I must write further on the subject of ‘wishing it (Christianity) were true’ - although I do agree that I probably have wishes on both sides - and my wish does not help me solve any problem. Your point that Hitler, Stalin (and I) would be horrified at discovering a Master from whom nothing could be withheld is very strong. Indeed, there is nothing in Christianity so repugnant to me as humility - the bent knee. If I knew beyond all hope or despair that Christianity were true, my fight for ever after would have to be against the pride of ‘the spine may break but it never bends’. And yet, Sir, would not I (and even Stalin) accept the humbling of the Master to escape the horror of ceasing to be, of nothingness at death? Moreover, the knowledge that Jesus was in truth Lord would mean overwhelmingly…that materialism was error as well as ugliness…and… that the good and the beautiful would survive. And so I wish it were true and would accept any humbling, I think, for it to be true. The bad part of wishing it were true is that any impulse I feel towards belief is regarded with suspicion as stemming from the wish; the good part is that the wish leads on. And I shall go on; I must go on, as far as I can go.

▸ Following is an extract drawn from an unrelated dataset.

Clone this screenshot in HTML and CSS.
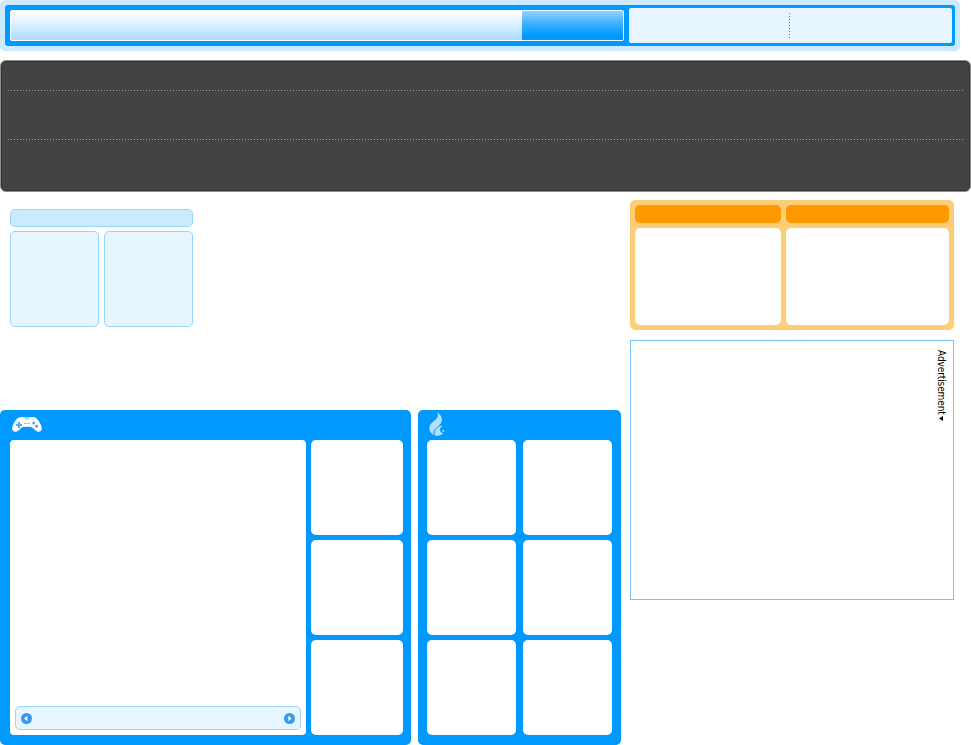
FILE: index.html
```html
<!DOCTYPE html>
<html lang="en">
<head>
<meta charset="utf-8">
<title>Games portal</title>
<link rel="stylesheet" href="styles.css">
</head>
<body>
<header class="header">
  <div class="header-bar">
    <div class="search"><div class="search-field"></div><div class="search-button"></div></div>
    <div class="account"><svg class="divider" width="1" height="26" shape-rendering="crispEdges"><path d="M.5 0V26" stroke="#0099ff" stroke-dasharray="1 2"/></svg></div>
  </div>
</header>
<nav class="menu">
  <svg class="rule rule-first" width="955" height="1" shape-rendering="crispEdges"><path d="M0 .5H955" stroke="#a0a09f" stroke-dasharray="1 2"/></svg>
  <svg class="rule" width="955" height="1" shape-rendering="crispEdges"><path d="M0 .5H955" stroke="#a0a09f" stroke-dasharray="1 2"/></svg>
</nav>
<main class="content">
  <div class="main-column">
    <section class="intro">
      <div class="intro-title"></div>
      <div class="intro-box"></div>
      <div class="intro-box"></div>
    </section>
    <div class="panels">
      <section class="panel games">
        <div class="panel-head">
          <svg class="pad-icon" width="30" height="16" viewBox="0 0 30 16">
            <path d="M6 .8C8 0 10 0 12 .3H18C20 0 22 0 24 .8C27 3.500 30 9 29.800 12C29.500 15.500 25.500 15.200 23.500 13.500C21.500 11.800 20.500 10 18 10H12C9.500 10 8.500 11.800 6.500 13.500C4.500 15.200 .5 15.500 .2 12C0 9 3 3.500 6 .8Z" fill="#fff"/>
            <path d="M.8 12.500C2 15 5 14 7.500 11.800M29.200 12.500C28 15 25 14 22.500 11.800M11.500 9.500H18.500" fill="none" stroke="#d5e6f3"/>
            <path d="M13 0H17V2.500H13Z" fill="#99d6ff"/>
            <path d="M4 8H10M7 5V11" stroke="#53adef" stroke-width="2.200"/>
            <circle cx="21.700" cy="6" r="1.500" fill="#53adef"/><circle cx="24.600" cy="9.200" r="1.600" fill="#53adef"/>
            <path d="M12 6.500H14.500M15.500 6.500H18" stroke="#f3ab49"/>
          </svg>
        </div>
        <div class="games-body">
          <div class="feature">
            <div class="pager">
              <svg width="11" height="11" viewBox="0 0 11 11"><circle cx="5.500" cy="5.500" r="5.500" fill="#3399f8"/><path d="M6.300 2.800V8.200L3 5.500Z" fill="#fff"/></svg>
              <svg width="11" height="11" viewBox="0 0 11 11"><circle cx="5.500" cy="5.500" r="5.500" fill="#3399f8"/><path d="M4.300 2.800V8.200L7.600 5.500Z" fill="#fff"/></svg>
            </div>
          </div>
          <div class="games-side"><div class="card"></div><div class="card"></div><div class="card"></div></div>
        </div>
      </section>
      <section class="panel hot">
        <div class="panel-head">
          <svg class="flame-icon" width="16" height="24" viewBox="0 0 16 24">
            <path d="M8.300 .3C12 3 14.500 7 11.800 11.200C9.500 14.500 5.500 16.300 4.500 19.700C4.100 21.300 4.500 22.800 5.800 23.500C1.500 22.200-.4 18 .5 14.500C1.500 10.500 6.500 8.800 8.200 5.700C9.200 3.800 8.900 2 8.300 .3Z" fill="#b3e0ff"/>
            <path d="M6 23.400C4.500 19.800 5.500 17.500 8.200 15.500C10.200 14.100 12 13.500 13.800 13.800C12.300 15 10.800 16.300 11 18.200C11.200 20 13 21.200 14.300 21.300C12.500 23.600 9 24.100 6 23.400Z" fill="#b3e0ff"/>
            <path d="M5.400 22C5.400 18.800 6.500 16.800 9 15.200" fill="none" stroke="#38adff" stroke-width=".8"/>
            <path d="M13.200 17.500L15.800 18.900L13.800 20.300Z" fill="#b3e0ff"/>
          </svg>
        </div>
        <div class="hot-grid"><div class="card"></div><div class="card"></div><div class="card"></div><div class="card"></div><div class="card"></div><div class="card"></div></div>
      </section>
    </div>
  </div>
  <aside class="sidebar">
    <section class="offers">
      <div class="offer-title"></div><div class="offer-title"></div>
      <div class="card"></div><div class="card"></div>
    </section>
    <section class="ad">
      <div class="ad-label"><span>Advertisement</span><svg width="4" height="5" viewBox="0 0 4 5"><path d="M0 2.500L4 0V5Z"/></svg></div>
    </section>
  </aside>
</main>
</body>
</html>
```
FILE: styles.css
```css
* { box-sizing: border-box; }
html, body { height: 100%; }
body { margin: 0; background: #fff; overflow: hidden; }
svg { display: block; flex: none; }

.header { width: 960px; height: 51px; padding: 5px; background: #cceaff; border-radius: 5px; }
.header-bar { display: flex; gap: 5px; height: 41px; padding: 3px 3px 3px 5px; background: #0099ff; border-radius: 3px; }
.search { display: flex; width: 614px; height: 31px; margin-top: 2px; border: 1px solid #fff; border-radius: 2px; background: #fff; }
.search-field { flex: 1; background: linear-gradient(#fff, #f4faff 18%, #b3dfff 90%, #b3dfff); }
.search-button { width: 101px; background: linear-gradient(#91d2ff, #31acff 50%, #0099ff 85%); }
.account { flex: 1; height: 35px; padding: 5px 0 0 160px; background: #e6f5ff; border-radius: 2px; }

.menu { width: 971px; height: 132px; margin-top: 9px; padding: 28px 6px 0; border: 1px solid #8e8e8d; border-radius: 6px; background: #444341; box-shadow: inset 0 0 0 1px #333; }
.rule { margin: 0 auto 0 1px; }
.rule-first { margin-top: 1px; margin-bottom: 48px; }

.content { display: flex; gap: 9px; height: 553px; padding-top: 8px; }
.main-column { display: flex; flex-direction: column; justify-content: space-between; width: 621px; }
.intro { display: grid; grid-template: 18px 96px / 89px 89px; gap: 4px 5px; margin: 9px 0 0 10px; }
.intro-title { grid-column: 1 / 3; }
.intro-title, .intro-box { border: 1px solid #99d6ff; border-radius: 5px; background: #e6f5ff; }
.intro-title { background: #cceaff; }

.panels { display: flex; gap: 7px; }
.panel { height: 335px; background: #0099ff; border-radius: 5px; }
.panel-head { height: 30px; }
.games { width: 411px; padding: 0 8px 10px 10px; }
.games .panel-head { padding: 7px 0 0 2px; }
.games-body { display: flex; gap: 5px; height: 295px; }
.feature { display: flex; align-items: flex-end; width: 296px; padding: 5px; background: #fff; border-radius: 4px; }
.pager { display: flex; flex: 1; align-items: center; justify-content: space-between; height: 24px; padding: 0 5px; border: 1px solid #99d6ff; border-radius: 5px; background: #e6f5ff; }
.games-side { display: grid; flex: 1; grid-template-rows: repeat(3, 95px); gap: 5px; }
.card { background: #fff; border-radius: 5px; }
.hot { width: 203px; padding: 0 9px 10px; }
.hot .panel-head { padding: 2px 0 0 2px; }
.hot-grid { display: grid; grid-template: repeat(3, 95px) / 89px 89px; gap: 5px 7px; }

.sidebar { width: 324px; }
.offers { display: grid; grid-template: 18px 97px / 146px 163px; gap: 5px; height: 130px; padding: 5px; border-radius: 5px; background: #ffcc77; }
.offer-title { background: #ff9900; border-radius: 5px; }
.ad { display: flex; justify-content: flex-end; height: 260px; margin-top: 10px; padding: 9px 5px 0; border: 1px solid #77c3ff; }
.ad-label { display: flex; flex-direction: column; align-items: center; gap: 1px; width: 14px; color: #000; }
.ad-label span { height: 65px; writing-mode: vertical-rl; font: 10px/14px "DejaVu Sans Condensed", "DejaVu Sans", sans-serif; letter-spacing: -.1px; white-space: nowrap; }
```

Note that life after death, which still seems to you the essential thing, was itself a late revelation. God trained the Hebrews for centuries to believe in Him without promising an after-life, and, blessings on Him, he trained me in the same way for about a year. It is like the disguised prince in the fairy tale who wins the heroine’s love before she knows he is anything more than a woodcutter. What would be a bribe if it came first had better come last.

It is quite clear from what you say that you have conscious wishes on both sides. And now, another point about wishes. A wish may lead to false beliefs, granted. But what does the existence of the wish suggest? At one time I was much impressed by Arnold’s line ‘Nor does the being hungry prove that we have bread.’ But surely, though it doesn’t prove that one particular man will get food, it does prove that there is such a thing as food! i.e. if we were a species that didn’t normally eat, weren’t designed to eat, would we feel hungry? You say the materialist universe is ‘ugly’. I wonder how you discovered that! If you really are a product of a materialistic universe, how is it you don’t feel at home there? Do fish complain of the sea for being wet? Or if they did, would that fact not strongly suggest that they had not always been or would not always be, purely aquatic creatures? Notice how we are perpetually surprised at Time. (‘How time flies! Fancy John being grown-up and married! I can hardly believe it!’) In heaven’s name, why? Unless, indeed, there is something in us which is not temporal…

But I think you are already in the meshes of the net! The Holy Spirit is after you. I doubt if you’ll get away!